-- start of Records supplied --

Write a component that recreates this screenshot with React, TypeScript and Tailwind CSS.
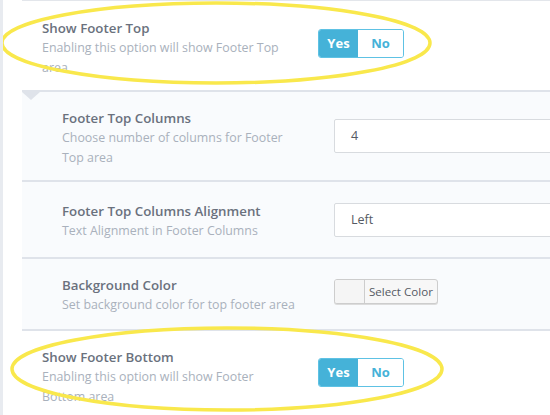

-- end of Records supplied --
-- start of Records supplied --

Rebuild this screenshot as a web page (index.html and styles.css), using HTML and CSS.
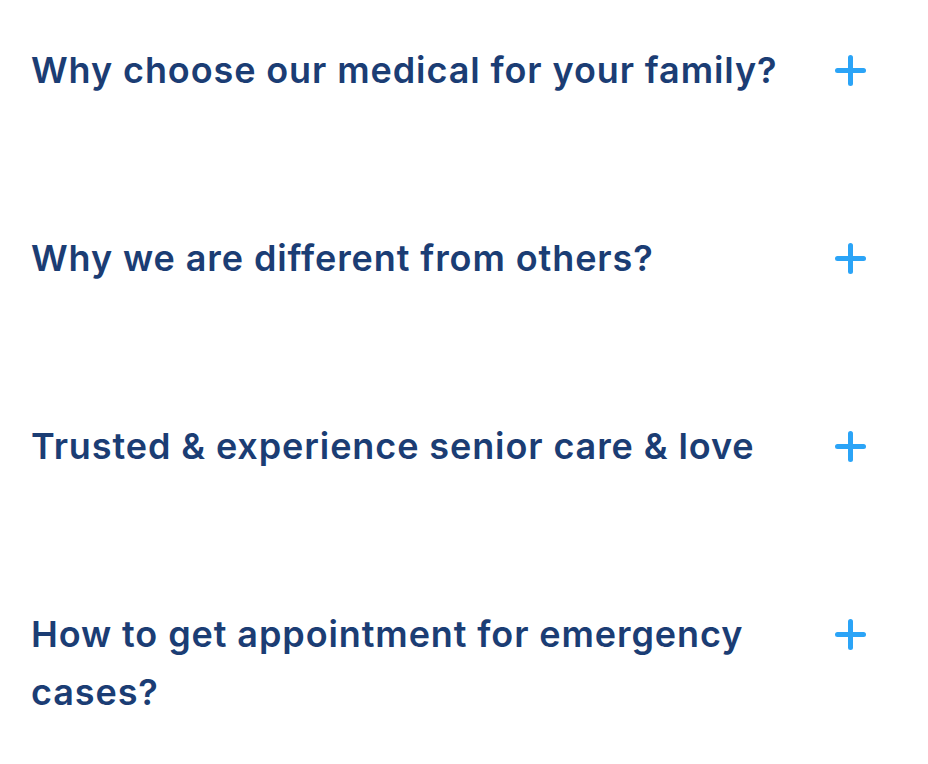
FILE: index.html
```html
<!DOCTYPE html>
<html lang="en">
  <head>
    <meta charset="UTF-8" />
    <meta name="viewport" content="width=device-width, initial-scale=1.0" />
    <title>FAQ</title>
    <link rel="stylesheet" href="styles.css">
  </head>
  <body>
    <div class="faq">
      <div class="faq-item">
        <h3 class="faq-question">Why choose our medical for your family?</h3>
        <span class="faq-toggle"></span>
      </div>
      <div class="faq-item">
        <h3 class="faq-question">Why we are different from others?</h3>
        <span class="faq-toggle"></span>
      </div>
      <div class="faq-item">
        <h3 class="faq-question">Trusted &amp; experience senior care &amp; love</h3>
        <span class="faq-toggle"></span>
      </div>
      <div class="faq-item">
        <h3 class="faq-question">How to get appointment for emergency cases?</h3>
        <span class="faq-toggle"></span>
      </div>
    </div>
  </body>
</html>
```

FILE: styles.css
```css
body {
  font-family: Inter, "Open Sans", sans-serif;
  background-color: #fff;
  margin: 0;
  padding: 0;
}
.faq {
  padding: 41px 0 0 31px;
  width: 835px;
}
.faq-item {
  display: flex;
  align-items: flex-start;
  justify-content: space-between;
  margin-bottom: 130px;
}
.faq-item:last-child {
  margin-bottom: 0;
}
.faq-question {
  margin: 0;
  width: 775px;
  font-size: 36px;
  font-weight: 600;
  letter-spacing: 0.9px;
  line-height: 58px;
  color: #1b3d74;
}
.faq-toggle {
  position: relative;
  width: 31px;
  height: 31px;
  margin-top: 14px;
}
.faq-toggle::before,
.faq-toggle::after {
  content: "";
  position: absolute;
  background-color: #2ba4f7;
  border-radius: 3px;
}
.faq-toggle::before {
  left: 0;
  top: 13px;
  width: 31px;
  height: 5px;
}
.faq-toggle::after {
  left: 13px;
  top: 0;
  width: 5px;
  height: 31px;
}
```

-- end of Records supplied --

Determine how many lines in the listing above hold the word "index", answering with the number only.

Correct result >> 2